Welfare reform bill - The system is sick and makes people unwell

Dr Hannah Absalom reacts to the welfare reform bill, and reflects on a system that causes more harm to those dependent on it.

The door of number 10 downing street

On the welfare reform bill passing its second reading, Dr Hannah Absalom said:

“The welfare reform bill passed yesterday thanks to Labour’s partial retreat on its originally proposed PIP changes, which were predicted to push 250,000 people into poverty. But this climb down isn’t a moral shift, it’s a tactical pause dressed as compromise. Following the changes, 150,000 people are still expected to be pushed into poverty.

"Britain has moved far beyond a ‘two-tier’ welfare system, where dignity depends on paperwork, postcode, and patience for punitive assessments, and despair for those dependent on the system is commonplace. PIP has been propping up people failed by minimum benefits that barely cover half of what’s needed to live.

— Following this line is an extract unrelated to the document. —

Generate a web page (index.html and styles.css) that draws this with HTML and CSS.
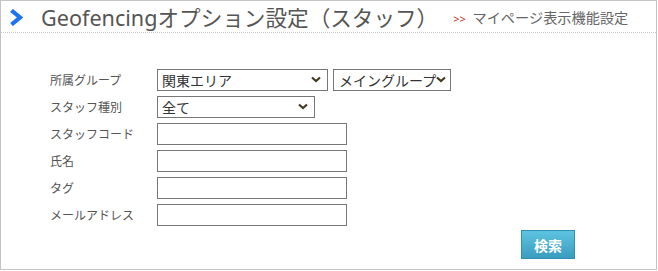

Ironically, it supports not only those already sick or disabled, but those who are then made unwell by the system itself. You can’t mean-test your way out of despair, or algorithmically trim grief. The system is sick, and it’s making people sick.

"If Labour truly wants to lead, it must stop flinching from the emotional realities of policy failure, and start governing for people, not markets, and not headlines.”